His greatest success as a jockey was his winning of two Williamstown Cups on Second Wind, whom he rode into second place behind Phar Lap in the 1930 Melbourne Cup.
Lewis switched to training in the mid 1930s and won his first race with Lord Carrington in December, 1936.
The following month Lord Carrington won the Geelong Cup, the first of many Cup victories for which Lewis became famous.
These included the Australian Cup (twice), Brisbane Cup (twice), Sandown Cup, Caulfield Cup, King’s Cup (twice), Port Adelaide Cup (three times), Launceston Cup and a host of provincial cups.
Lewis also captured numerous feature handicap and weight-for-age events, among which were three Toorak Handicaps, the Newmarket Handicap, the Standish Handicap and four Bagot Handicaps, the Caulfield Guineas, two VRC St Legers and the Underwood Stakes.
His best horse was St Fairy which he trained for owner Ossie Porter, with whom he had a long association. As a trainer of jumpers he also had success, winning the Australian Hurdle with Red Pampas in 1958.

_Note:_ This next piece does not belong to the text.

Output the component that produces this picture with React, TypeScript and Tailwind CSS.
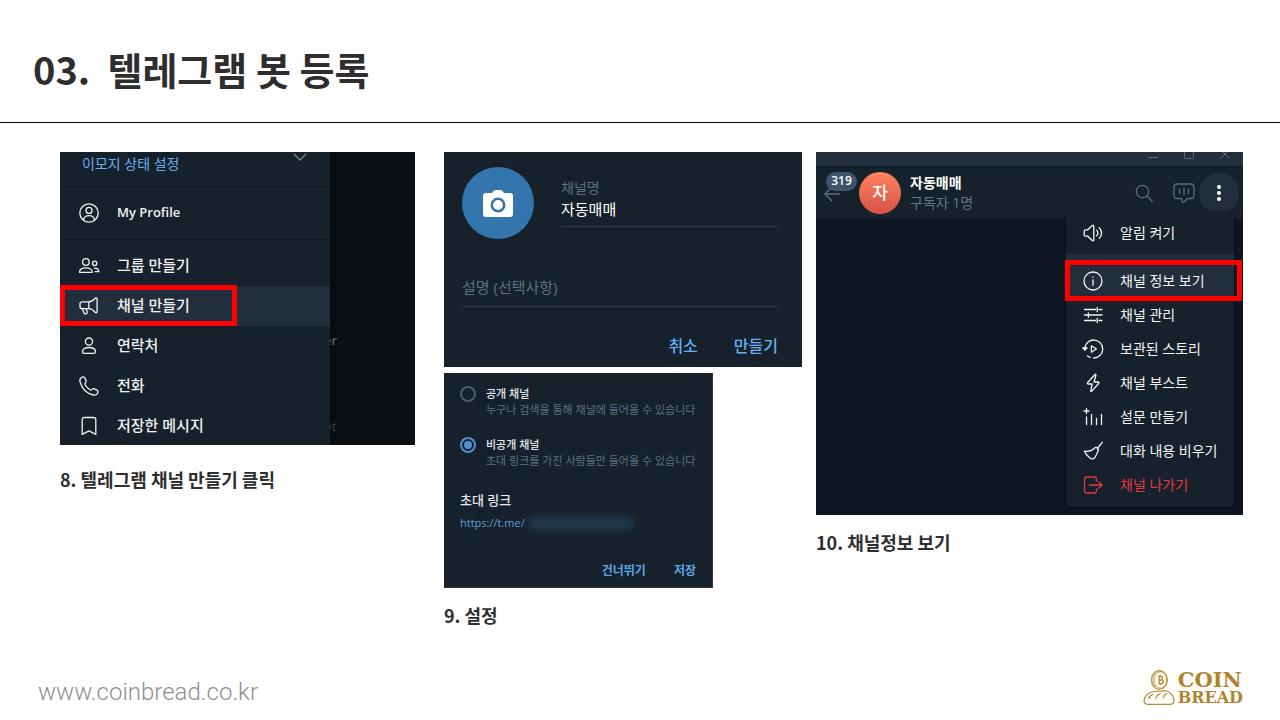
import type { ReactNode } from "react";

function Icon({ children, className = "size-6" }: { children: ReactNode; className?: string }) {
  return (
    <svg
      viewBox="0 0 24 24"
      fill="none"
      stroke="currentColor"
      strokeWidth="1.3"
      strokeLinecap="round"
      strokeLinejoin="round"
      className={`shrink-0 ${className}`}
      aria-hidden="true"
    >
      {children}
    </svg>
  );
}

const icons = {
  profile: (
    <>
      <circle cx="12" cy="12" r="9.2" />
      <circle cx="12" cy="9.4" r="3" />
      <path d="M6.600 18.600c.4-2.600 2.600-4 5.400-4s5 1.400 5.400 4" />
    </>
  ),
  group: (
    <>
      <circle cx="8.900" cy="8" r="3.300" />
      <path d="M2.500 18.300c0-2.900 2.600-4.400 6.400-4.400s6.400 1.500 6.400 4.400z" />
      <circle cx="17.700" cy="9.300" r="2.200" />
      <path d="M17.300 14.100c2.800 0 4.500 1.300 4.500 3.600h-3.600" />
    </>
  ),
  megaphone: (
    <>
      <path d="M11.800 7.800H5.200c-1.300 0-2.200.9-2.200 2.100v2.600c0 1.300.9 2.200 2.200 2.200h6.600zM11.800 7.800c2.500 0 4.700-1.600 6.300-3.500.7-.8 2-.4 2 .7v12.600c0 1.100-1.300 1.500-2 .7-1.600-1.900-3.800-3.600-6.300-3.600" />
      <path d="M5.300 14.800l1.600 4c.4 1 1.300 1.300 2.300.9 1-.4 1.300-1.300.9-2.200l-1-2.700" />
    </>
  ),
  contact: (
    <>
      <circle cx="12" cy="7.600" r="3.600" />
      <path d="M5.500 17.800c0-3 2.700-4.300 6.500-4.300s6.500 1.300 6.500 4.300c0 .9-.6 1.500-1.500 1.500H7c-.9 0-1.500-.6-1.500-1.500z" />
    </>
  ),
  phone: (
    <path d="M4.400 3.500c1.500-1 2.800-.7 3.500.6l1.200 2.500c.4.900.1 1.600-.5 2.200-.8.700-.9 1.300-.4 2.200 1.200 2 2.700 3.500 4.800 4.800.9.500 1.500.4 2.200-.4.600-.7 1.300-.9 2.200-.5l2.500 1.300c1.300.7 1.500 2 .5 3.400-.9 1.300-2.400 1.800-4.100 1.400C9.600 19.400 4.800 14.600 3 7.600c-.4-1.700.100-3.200 1.400-4.100z" />
  ),
  bookmark: (
    <path d="M5.200 5.600c0-1.300.8-2.100 2.100-2.100h9.400c1.300 0 2.100.8 2.100 2.100v14.800L12 16.900l-6.800 3.500z" />
  ),
  speaker: (
    <>
      <path d="M4.600 8.800h2.200l4.500-4.300c.6-.6 1.500-.2 1.500.6v13.800c0 .8-.9 1.200-1.500.6l-4.500-4.300H4.600c-.9 0-1.400-.5-1.400-1.400v-3.600c0-.9.5-1.400 1.400-1.400z" />
      <path d="M15.700 9.200c1.600 1.500 1.600 4.100 0 5.600M18.300 6.800c3 2.900 3 7.500 0 10.400" />
    </>
  ),
  info: (
    <>
      <circle cx="12" cy="12" r="9" />
      <path d="M12 11v5.200M12 8v.2" />
    </>
  ),
  sliders: (
    <path d="M3.500 6.500h11M18 6.500h3M16.200 4.500v4M8.500 12H21M3.500 12H7M7.400 9.800v4.400M3.500 17.500h11M18 17.500h3M16.200 15.500v4" />
  ),
  story: (
    <>
      <path d="M3.800 10.800A9 9 0 1 1 12.600 21M9.400 20.500a9 9 0 0 1-3-1.700" />
      <path d="M1.800 10.800l2 2.400 2.300-2.400z" fill="currentColor" />
      <path d="M10.400 8.800l5 3.200-5 3.200z" />
    </>
  ),
  bolt: (
    <path d="M14 3.500l-7.500 8.300c-.5.600-.3 1.200.5 1.200h4.200l-1.500 6.800c-.1.700.400 1.100.9.600l7.200-8.200c.5-.6.300-1.200-.5-1.200h-4.200l1.800-6.800c.2-.7-.4-1.200-.9-.7z" />
  ),
  poll: <path d="M5.500 3.500v5M3 6h5M5.500 12v7.500M10.500 9.500v10M15.500 13.500v6M20.500 9.500v10" />,
  broom: (
    <>
      <path d="M21.300 3.300l-5 6.200" />
      <path d="M3.500 12.200c4.300.6 7.300-.2 9.600-2.800.9-1 2.300-1.200 3.300-.4s1.200 2.200.5 3.300c-1.400 2.200-1.300 4.600-3.700 6.900-1.300 1.100-2.900.8-4.500-.4-2.300-1.600-4.200-3.800-5.200-6.600z" />
    </>
  ),
  leave: (
    <path d="M15.500 8.200V6.500c0-1.500-1-2.500-2.500-2.500H6C4.500 4 3.500 5 3.500 6.500v11C3.500 19 4.500 20 6 20h7c1.500 0 2.500-1 2.500-2.500v-1.700M8.500 12h12.300M17.600 8.600L21 12l-3.400 3.400" />
  ),
};

type IconName = keyof typeof icons;

function SideRow({ icon, label, active }: { icon: IconName; label: string; active?: boolean }) {
  return (
    <button
      type="button"
      className={`relative flex h-10 w-full shrink-0 items-center gap-[16px] pl-[17px] text-left text-[#f0f2f4] ${active ? "bg-[#232e3c]" : ""}`}
    >
      <Icon>{icons[icon]}</Icon>
      {icon === "profile" ? (
        <span className="text-[13px] font-semibold">{label}</span>
      ) : (
        <span className="pb-[2px] text-[15px] font-medium">{label}</span>
      )}
      {active && <span className="absolute -top-px left-0 h-[41px] w-[177px] border-5 border-[#ff0000]" />}
    </button>
  );
}

function SideMenuPanel() {
  return (
    <div className="flex h-[293px] overflow-hidden bg-[#0b1014]">
      <nav className="z-10 flex w-[270px] shrink-0 flex-col bg-[#17212b]">
        <div className="flex h-[35px] shrink-0 justify-between border-b border-[#101921] pr-[22px] pl-[22px] text-[#64b0f2]">
          <a href="#status" className="mt-[2px] text-[14px] leading-5">이모지 상태 설정</a>
          <svg viewBox="0 0 16 16" className="size-4 text-[#6d7f8f]" fill="none" stroke="currentColor" strokeWidth="1.5" aria-hidden="true">
            <path d="M2 2l6 6 6-6" />
          </svg>
        </div>
        <div className="shrink-0 border-b border-[#101921] py-[6px]">
          <SideRow icon="profile" label="My Profile" />
        </div>
        <div className="pt-[6px]">
          <SideRow icon="group" label="그룹 만들기" />
          <SideRow icon="megaphone" label="채널 만들기" active />
          <SideRow icon="contact" label="연락처" />
          <SideRow icon="phone" label="전화" />
          <SideRow icon="bookmark" label="저장한 메시지" />
        </div>
      </nav>
      <div className="w-[7px] shrink-0 bg-[#080c10]" />
      <div className="-ml-[7px] flex flex-col pt-[178px] text-[13px] leading-5">
        <span className="-ml-[6px] font-semibold text-[#5c6063]">er</span>
        <span className="mt-[66px] -ml-[6px] text-[#3a3f43]">ot</span>
      </div>
    </div>
  );
}

function NewChannelPanel() {
  return (
    <form className="flex h-[215px] flex-col bg-[#17212b] pt-[15px] pr-[24px] pl-[18px]">
      <div className="flex gap-[27px]">
        <button type="button" aria-label="사진" className="flex size-[72px] shrink-0 items-center justify-center rounded-full bg-[#3375ad]">
          <svg viewBox="0 0 30 27" className="h-[27px] w-[30px]" aria-hidden="true">
            <path fill="#fff" d="M3 3h6l1.500-2Q11.300 0 12.500 0h5q1.200 0 2 1L21 3h6q3 0 3 3v18q0 3-3 3H3q-3 0-3-3V6q0-3 3-3z" />
            <circle cx="15" cy="15" r="6.200" fill="none" stroke="#3375ad" strokeWidth="2.600" />
          </svg>
        </button>
        <div className="flex grow flex-col pt-[11px]">
          <label htmlFor="name" className="text-[14px] leading-5 text-[#5f7082]">채널명</label>
          <input
            id="name"
            defaultValue="자동매매"
            className="h-[29px] w-full border-b border-[#323d48] pb-[8px] text-[15px] text-white outline-none"
          />
        </div>
      </div>
      <input
        aria-label="설명 (선택사항)"
        placeholder="설명 (선택사항)"
        className="mt-[35px] h-[33px] w-full shrink-0 border-b border-[#323d48] pb-[6px] text-[15px] text-white outline-none placeholder:text-[#5f7082]"
      />
      <div className="mt-[29px] flex justify-end gap-[36px] text-[16px] leading-5 font-medium text-[#64b0f2]">
        <button type="button">취소</button>
        <button type="button">만들기</button>
      </div>
    </form>
  );
}

function ChannelType({ id, title, note, checked }: { id: string; title: string; note: string; checked?: boolean }) {
  return (
    <div className="flex h-[51px] gap-[10px]">
      <input
        id={id}
        type="radio"
        name="type"
        defaultChecked={checked}
        className="mt-px size-4 shrink-0 appearance-none rounded-full border-2 border-[#4d5d6d] p-[2px] checked:border-[#5290cf] checked:bg-[#5290cf] checked:bg-clip-content"
      />
      <label htmlFor={id} className="mt-px flex flex-col text-[11px] leading-4">
        <span className="font-medium text-[#e6eaee]">{title}</span>
        <span className="text-[#5f7082]">{note}</span>
      </label>
    </div>
  );
}

function ChannelTypePanel() {
  return (
    <form className="mt-[6px] flex h-[215px] w-[269px] flex-col border-r border-b border-[#2a3541] bg-[#17212b] pt-[12px] pr-[16px] pl-[16px]">
      <ChannelType id="public" title="공개 채널" note="누구나 검색을 통해 채널에 들어올 수 있습니다" />
      <ChannelType id="private" title="비공개 채널" note="초대 링크를 가진 사람들만 들어올 수 있습니다" checked />
      <h3 className="mt-[3px] text-[13px] leading-5 font-medium text-[#e6eaee]">초대 링크</h3>
      <div className="mt-[3px] flex items-center text-[11px] leading-5 text-[#5aa0dc]">
        <a href="https://t.me/">https://t.me/</a>
        <span className="ml-1 h-3 w-[104px] rounded bg-[#223c53] blur-[4px]" />
      </div>
      <div className="mt-[28px] flex justify-end gap-[28px] text-[12px] leading-5 font-semibold text-[#5aa5e6]">
        <button type="button">건너뛰기</button>
        <button type="button">저장</button>
      </div>
    </form>
  );
}

function MenuItem({ icon, label, danger }: { icon: IconName; label: string; danger?: boolean }) {
  return (
    <button
      type="button"
      className={`flex h-[34px] w-full items-center gap-[15px] pl-[15px] text-left text-[14px] ${danger ? "text-[#e53941]" : "text-[#f3f5f7]"}`}
    >
      <Icon>{icons[icon]}</Icon>
      <span className="pb-[2px]">{label}</span>
    </button>
  );
}

function ChannelPanel() {
  return (
    <div className="relative h-[363px] bg-[#0e1621] text-[#5e6d7a]">
      <div className="flex h-[14px] items-start justify-end gap-[24px] overflow-hidden bg-[#242f3d] pr-[12px]">
        <svg viewBox="0 0 12 8" className="h-2 w-3" stroke="currentColor" aria-hidden="true"><path d="M1 5.500h10" /></svg>
        <svg viewBox="0 0 12 8" className="h-2 w-3" fill="none" stroke="currentColor" aria-hidden="true"><path d="M1.500 0v5.500q0 1 1 1h7q1 0 1-1V0" /></svg>
        <svg viewBox="0 0 12 8" className="h-2 w-3" stroke="currentColor" aria-hidden="true"><path d="M1.500 6.500l8-8M10.500 6.500l-8-8" /></svg>
      </div>
      <header className="flex h-[54px] items-center border-b border-[#0c141d] bg-[#17212b] pr-[4px] pl-[7px]">
        <button type="button" aria-label="뒤로" className="relative h-[42px] w-[36px]">
          <svg viewBox="0 0 18 16" className="mt-[2px] h-4 w-[18px]" fill="none" stroke="currentColor" strokeWidth="1.500" aria-hidden="true">
            <path d="M17 8H2M9 1L2 8l7 7" />
          </svg>
          <span className="absolute top-0 left-[3px] flex h-[19px] w-[31px] items-center justify-center rounded-full bg-[#3e546a] text-[12px] font-semibold text-white">
            319
          </span>
        </button>
        <span className="flex size-[42px] items-center justify-center rounded-full bg-linear-to-b from-[#ff845e] to-[#d45246] text-[17px] font-medium text-white">자</span>
        <div className="ml-[9px] grow text-[14px] leading-5">
          <div className="font-bold text-white">자동매매</div>
          <div className="text-[#647687]">구독자 1명</div>
        </div>
        <div className="flex items-center gap-[16px]">
          <button type="button" aria-label="검색"><Icon><circle cx="10.500" cy="10.500" r="6.200" /><path d="M15.200 15.200l5 5" /></Icon></button>
          <button type="button" aria-label="음성 채팅"><Icon><path d="M5 3h14q3 0 3 3v8.500q0 3-3 3h-3.500L12 21q-1.700 1.200-2-.8l-.5-2.700H5q-3 0-3-3V6q0-3 3-3zM7.500 8v4.500M12 7v6.500M16.500 8v4.500" /></Icon></button>
        </div>
        <button type="button" aria-label="메뉴" className="ml-[3px] flex size-10 items-center justify-center rounded-full bg-[#232e3c] text-white">
          <svg viewBox="0 0 4 16" className="h-4 w-1" fill="currentColor" aria-hidden="true">
            <circle cx="2" cy="2" r="2" /><circle cx="2" cy="8" r="2" /><circle cx="2" cy="14" r="2" />
          </svg>
        </button>
      </header>
      <div className="absolute top-[59px] right-[9px] w-[168px] rounded-[4px] bg-[#17212b] pt-[5px] pb-[5px] shadow-[0_1px_3px_#060b10]">
        <MenuItem icon="speaker" label="알림 켜기" />
        <div className="relative mt-[4px] bg-[#232e3c] pt-[10px]">
          <MenuItem icon="info" label="채널 정보 보기" />
          <span className="absolute top-[6px] -right-[8px] -left-px h-[41px] border-5 border-[#ff0000]" />
        </div>
        <MenuItem icon="sliders" label="채널 관리" />
        <MenuItem icon="story" label="보관된 스토리" />
        <MenuItem icon="bolt" label="채널 부스트" />
        <MenuItem icon="poll" label="설문 만들기" />
        <MenuItem icon="broom" label="대화 내용 비우기" />
        <MenuItem icon="leave" label="채널 나가기" danger />
      </div>
    </div>
  );
}

function Logo() {
  return (
    <div className="flex items-center gap-[3px]">
      <svg viewBox="0 0 32 36" className="h-9 w-8" fill="none" stroke="#b98a35" strokeWidth="1.200" strokeLinecap="round" aria-hidden="true">
        <ellipse cx="16.300" cy="10" rx="7.800" ry="9.300" fill="#fffaf0" />
        <ellipse cx="17.600" cy="10" rx="6.800" ry="8.300" strokeWidth=".8" />
        <path d="M9 7l1.500.3M8.800 10h1.500M9 13l1.500-.3M10.500 4l1.200.6M10.500 16l1.200-.6" strokeWidth=".8" />
        <path d="M15.800 6.500h2q1.900 0 1.900 1.700T17.800 10h-1.500M16.300 10h2q2 0 2 1.800t-2 1.800h-2.500M16.300 6.500v7M17.300 5.300v1.200M17.300 13.600v1.200" strokeWidth="1.300" />
        <path d="M4.500 34.300C1.500 34.300.8 32 1.200 29.800c.7-4 4.500-7.300 9.800-8.300 3-.5 5.200-.2 6.700-.2 3.500-1.200 7-.6 9.700 1.800 2.700 2.400 3.800 5.600 3.500 8.200-.2 2-1.200 3-3.200 3z" fill="#fffdf8" />
        <path d="M5.800 28.500c.5-2 2-3.500 4.200-4M12.800 28.500c.4-2.300 2-4 4.400-4.700M20.300 28c.2-2 1.400-3.600 3.500-4.300" />
      </svg>
      <div className="flex flex-col font-['DejaVu_Serif',serif] font-bold text-[#b0842c]">
        <span className="text-[21px] leading-5">COIN</span>
        <span className="text-[16px] leading-4">BREAD</span>
      </div>
    </div>
  );
}

export default function App() {
  return (
    <div className="flex min-h-screen flex-col bg-white font-['Open_Sans','Noto_Sans_CJK_KR',sans-serif] text-[#2e2e2e]">
      <header className="flex h-[123px] items-center border-b border-black px-[33px]">
        <h1 className="mt-4 font-['Noto_Sans_CJK_KR',sans-serif] text-[38px] leading-[56px] font-bold whitespace-pre">03.  텔레그램 봇 등록</h1>
      </header>
      <main className="grid grow grid-cols-[384fr_372fr_427fr] items-start pt-[29px] pr-[37px] pl-[60px] font-normal">
        <section className="pr-[29px]">
          <SideMenuPanel />
          <h2 className="mt-[20px] font-['Noto_Sans_CJK_KR',sans-serif] text-[18px] leading-7 font-bold">8. 텔레그램 채널 만들기 클릭</h2>
        </section>
        <section className="pr-[14px]">
          <NewChannelPanel />
          <ChannelTypePanel />
          <h2 className="mt-[13px] font-['Noto_Sans_CJK_KR',sans-serif] text-[18px] leading-7 font-bold">9. 설정</h2>
        </section>
        <section>
          <ChannelPanel />
          <h2 className="mt-[13px] font-['Noto_Sans_CJK_KR',sans-serif] text-[18px] leading-7 font-bold">10. 채널정보 보기</h2>
        </section>
      </main>
      <footer className="flex items-center justify-between pr-[37px] pb-[12px] pl-[38px]">
        <a href="https://www.coinbread.co.kr" className="mt-2 font-['Roboto',sans-serif] text-[24px] leading-8 font-light text-[#8f8f8f]">www.coinbread.co.kr</a>
        <Logo />
      </footer>
    </div>
  );
}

Lewis won the Victorian trainers’ premiership in 1952-53, and shared it with Fred Hoysted in 1955-56.
He died of a heart attack in 1962 at the age of 52, one day after being elected President of the Victorian Trainers’ Association.
One of the most popular inductions at the function was that of the late Tommy Woodcock, who made his mark on the training ranks, was best known for his role as strapper to the great Pharlap.
Aaron Treve ‘Tommy’ Woodcock was a Group 1 winning trainer. However, he was nominated in the Associates category due to his role in the promotion of Australian racing whilst strapper of Phar Lap.
Born in 1905, Tommy Woodcock was apprenticed as a jockey at twelve but became a strapper after becoming too tall to continue riding so Phar Lap’s trainer Harry Telford asked Tommy to become “Big Red’s” full time strapper.
On Phar Lap’s trip to America Tommy become the horse’s trainer. Upon returning to Australia he was licensed as a horse trainer where he worked until the age of 78. He prepared Reckless to win the Perth, Adelaide and Brisbane Cups in the one year (1977).
In 1979 Woodcock was awarded an MBE for his services to racing. He died at Yarrawonga in 1985.